TVA, NRC mark progress at Watts Bar Nuclear Plant

ATHENS, Tenn. - Officials with TVA's Watts Bar Nuclear Plant told regulators Tuesday that, although the utility is behind schedule and over budget with the completion of a second reactor there, progress has improved in the past four months.

"We've had challenges to our budgets and our schedules, and I don't have a report on that today, but ... we think there is a positive trend," Watts Bar Construction Manager David Stinson told the officials with the Nuclear Regulatory Commission in a public meeting.

Stinson flashed up a slide showing steam rising from both cooling towers at the Watts Bar plant near Spring City, Tenn. No electricity is being generated in the still-under-construction Unit 2 reactor, but Tennessee Valley Authority testing shows the new cooling tower is working, he said.

Regulators with the NRC acknowledged that they think work is progressing more safely and quickly.

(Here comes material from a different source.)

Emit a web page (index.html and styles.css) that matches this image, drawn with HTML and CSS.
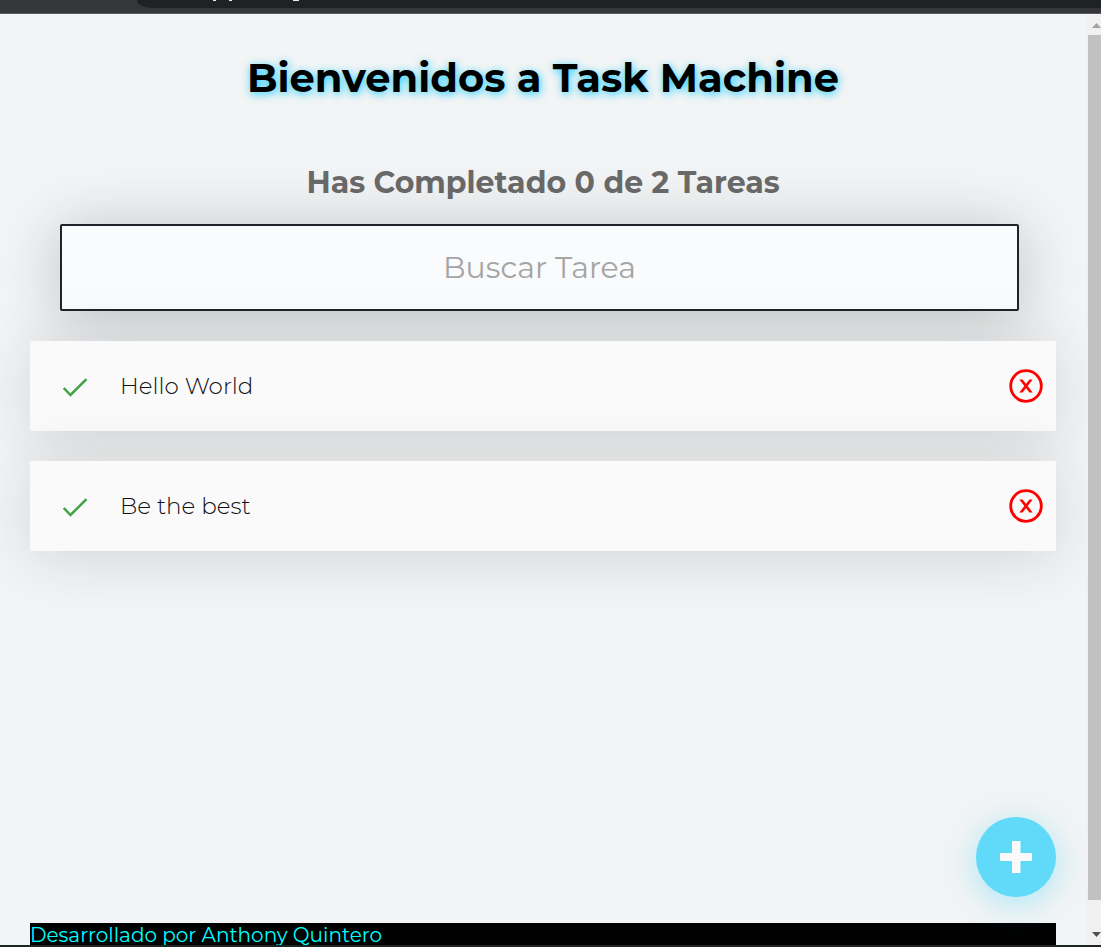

NRC's Robert Haag, a construction projects chief for the region, said NRC will continue to look at the work TVA is doing, but also will look at ways that regulators can streamline some inspection processes to bring a reactor online at Watts Bar, where a reactor already is operating in compliance with standards.

"We're going to look at the applicability of some of our inspection projects, given that the plant has 20 years experience with [building and operating] Unit 1," he said.

Haag said nuclear regulators in September had assessed TVA's performance at Watts Bar as "acceptable," though he said a violation was issued to TVA for four "historical" matters still not corrected. He said one was a question of how a circuit breaker would perform under seismic stress.

But he congratulated TVA for improving performance overall.

Stinson said the nuclear construction at the plant has undergone many improvements.

"A year ago, we'd have told you we were having trouble with our weld program, but we've made changes," he said

TVA has improved its welding workforce, he said, and, in the process, "rejected" welds fell from about half to a rate of about one in 12.

Haag said NRC, too, is plugging ahead in its work, including a review of 532 historical concerns relating to 1980s partial construction at Watts Bar, before the work was halted without the second reactor's completion.

"We have closed out 145," Haag said. "We still have a lot of items left on our plate."

TVA officials have said Unit 2 was about 80 percent complete when construction was stopped in 1988.

TVA spokesman Terry Johnson said the agency will assess the budget and schedule again in January.

Currently, the interim fuel load date for Unit 2 is December for a start-up sometime in 2013. The original fuel load date was April for a start-up in 2012.